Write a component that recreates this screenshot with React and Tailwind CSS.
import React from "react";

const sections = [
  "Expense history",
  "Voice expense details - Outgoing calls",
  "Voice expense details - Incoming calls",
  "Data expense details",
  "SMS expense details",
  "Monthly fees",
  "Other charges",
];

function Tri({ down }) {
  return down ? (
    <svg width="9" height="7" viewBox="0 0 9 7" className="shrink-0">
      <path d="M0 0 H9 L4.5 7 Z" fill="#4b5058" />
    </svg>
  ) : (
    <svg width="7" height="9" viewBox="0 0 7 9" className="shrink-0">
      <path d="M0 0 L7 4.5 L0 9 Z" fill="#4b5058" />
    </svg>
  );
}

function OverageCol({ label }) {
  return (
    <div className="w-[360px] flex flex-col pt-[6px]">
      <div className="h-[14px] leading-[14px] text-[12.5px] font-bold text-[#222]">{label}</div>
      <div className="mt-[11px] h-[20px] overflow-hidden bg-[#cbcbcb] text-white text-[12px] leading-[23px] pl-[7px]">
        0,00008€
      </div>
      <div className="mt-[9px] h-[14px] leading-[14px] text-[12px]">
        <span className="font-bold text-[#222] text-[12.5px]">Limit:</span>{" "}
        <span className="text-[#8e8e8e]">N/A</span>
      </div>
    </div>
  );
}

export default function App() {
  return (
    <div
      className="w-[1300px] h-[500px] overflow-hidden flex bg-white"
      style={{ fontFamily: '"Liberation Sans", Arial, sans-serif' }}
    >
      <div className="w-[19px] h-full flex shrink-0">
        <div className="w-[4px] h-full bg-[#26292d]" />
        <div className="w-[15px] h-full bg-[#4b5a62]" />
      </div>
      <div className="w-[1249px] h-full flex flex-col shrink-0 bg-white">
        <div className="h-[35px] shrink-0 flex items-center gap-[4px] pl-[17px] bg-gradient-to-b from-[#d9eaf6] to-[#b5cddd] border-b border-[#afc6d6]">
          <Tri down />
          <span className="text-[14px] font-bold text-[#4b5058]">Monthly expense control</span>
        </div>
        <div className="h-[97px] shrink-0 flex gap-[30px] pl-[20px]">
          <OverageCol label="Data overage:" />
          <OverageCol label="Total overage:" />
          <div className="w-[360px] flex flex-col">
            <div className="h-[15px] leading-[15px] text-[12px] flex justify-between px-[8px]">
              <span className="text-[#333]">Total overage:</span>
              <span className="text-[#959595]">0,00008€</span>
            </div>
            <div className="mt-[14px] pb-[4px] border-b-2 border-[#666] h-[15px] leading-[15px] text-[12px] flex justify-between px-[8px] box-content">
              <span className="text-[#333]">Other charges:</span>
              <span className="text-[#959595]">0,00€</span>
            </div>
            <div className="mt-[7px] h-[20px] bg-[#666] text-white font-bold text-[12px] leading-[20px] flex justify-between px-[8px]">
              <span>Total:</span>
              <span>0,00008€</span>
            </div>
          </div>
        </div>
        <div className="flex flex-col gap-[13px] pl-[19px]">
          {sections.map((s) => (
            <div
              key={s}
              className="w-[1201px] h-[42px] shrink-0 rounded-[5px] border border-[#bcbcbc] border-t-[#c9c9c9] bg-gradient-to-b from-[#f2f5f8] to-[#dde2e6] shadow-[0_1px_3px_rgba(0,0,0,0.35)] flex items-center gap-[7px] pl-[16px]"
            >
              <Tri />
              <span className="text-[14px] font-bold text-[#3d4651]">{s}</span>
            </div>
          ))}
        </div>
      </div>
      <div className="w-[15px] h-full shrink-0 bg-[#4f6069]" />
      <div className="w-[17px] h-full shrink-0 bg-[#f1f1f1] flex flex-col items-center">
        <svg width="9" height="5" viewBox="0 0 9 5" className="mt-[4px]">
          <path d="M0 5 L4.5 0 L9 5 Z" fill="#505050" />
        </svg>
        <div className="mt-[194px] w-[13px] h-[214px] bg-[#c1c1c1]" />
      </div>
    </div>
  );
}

****************************************

Retype the data exactly as given.

■ EXERCISE ANSWER ■
Write a component that recreates this screenshot with React and Tailwind CSS.
import React from "react";

const sections = [
  "Expense history",
  "Voice expense details - Outgoing calls",
  "Voice expense details - Incoming calls",
  "Data expense details",
  "SMS expense details",
  "Monthly fees",
  "Other charges",
];

function Tri({ down }) {
  return down ? (
    <svg width="9" height="7" viewBox="0 0 9 7" className="shrink-0">
      <path d="M0 0 H9 L4.5 7 Z" fill="#4b5058" />
    </svg>
  ) : (
    <svg width="7" height="9" viewBox="0 0 7 9" className="shrink-0">
      <path d="M0 0 L7 4.5 L0 9 Z" fill="#4b5058" />
    </svg>
  );
}

function OverageCol({ label }) {
  return (
    <div className="w-[360px] flex flex-col pt-[6px]">
      <div className="h-[14px] leading-[14px] text-[12.5px] font-bold text-[#222]">{label}</div>
      <div className="mt-[11px] h-[20px] overflow-hidden bg-[#cbcbcb] text-white text-[12px] leading-[23px] pl-[7px]">
        0,00008€
      </div>
      <div className="mt-[9px] h-[14px] leading-[14px] text-[12px]">
        <span className="font-bold text-[#222] text-[12.5px]">Limit:</span>{" "}
        <span className="text-[#8e8e8e]">N/A</span>
      </div>
    </div>
  );
}

export default function App() {
  return (
    <div
      className="w-[1300px] h-[500px] overflow-hidden flex bg-white"
      style={{ fontFamily: '"Liberation Sans", Arial, sans-serif' }}
    >
      <div className="w-[19px] h-full flex shrink-0">
        <div className="w-[4px] h-full bg-[#26292d]" />
        <div className="w-[15px] h-full bg-[#4b5a62]" />
      </div>
      <div className="w-[1249px] h-full flex flex-col shrink-0 bg-white">
        <div className="h-[35px] shrink-0 flex items-center gap-[4px] pl-[17px] bg-gradient-to-b from-[#d9eaf6] to-[#b5cddd] border-b border-[#afc6d6]">
          <Tri down />
          <span className="text-[14px] font-bold text-[#4b5058]">Monthly expense control</span>
        </div>
        <div className="h-[97px] shrink-0 flex gap-[30px] pl-[20px]">
          <OverageCol label="Data overage:" />
          <OverageCol label="Total overage:" />
          <div className="w-[360px] flex flex-col">
            <div className="h-[15px] leading-[15px] text-[12px] flex justify-between px-[8px]">
              <span className="text-[#333]">Total overage:</span>
              <span className="text-[#959595]">0,00008€</span>
            </div>
            <div className="mt-[14px] pb-[4px] border-b-2 border-[#666] h-[15px] leading-[15px] text-[12px] flex justify-between px-[8px] box-content">
              <span className="text-[#333]">Other charges:</span>
              <span className="text-[#959595]">0,00€</span>
            </div>
            <div className="mt-[7px] h-[20px] bg-[#666] text-white font-bold text-[12px] leading-[20px] flex justify-between px-[8px]">
              <span>Total:</span>
              <span>0,00008€</span>
            </div>
          </div>
        </div>
        <div className="flex flex-col gap-[13px] pl-[19px]">
          {sections.map((s) => (
            <div
              key={s}
              className="w-[1201px] h-[42px] shrink-0 rounded-[5px] border border-[#bcbcbc] border-t-[#c9c9c9] bg-gradient-to-b from-[#f2f5f8] to-[#dde2e6] shadow-[0_1px_3px_rgba(0,0,0,0.35)] flex items-center gap-[7px] pl-[16px]"
            >
              <Tri />
              <span className="text-[14px] font-bold text-[#3d4651]">{s}</span>
            </div>
          ))}
        </div>
      </div>
      <div className="w-[15px] h-full shrink-0 bg-[#4f6069]" />
      <div className="w-[17px] h-full shrink-0 bg-[#f1f1f1] flex flex-col items-center">
        <svg width="9" height="5" viewBox="0 0 9 5" className="mt-[4px]">
          <path d="M0 5 L4.5 0 L9 5 Z" fill="#505050" />
        </svg>
        <div className="mt-[194px] w-[13px] h-[214px] bg-[#c1c1c1]" />
      </div>
    </div>
  );
}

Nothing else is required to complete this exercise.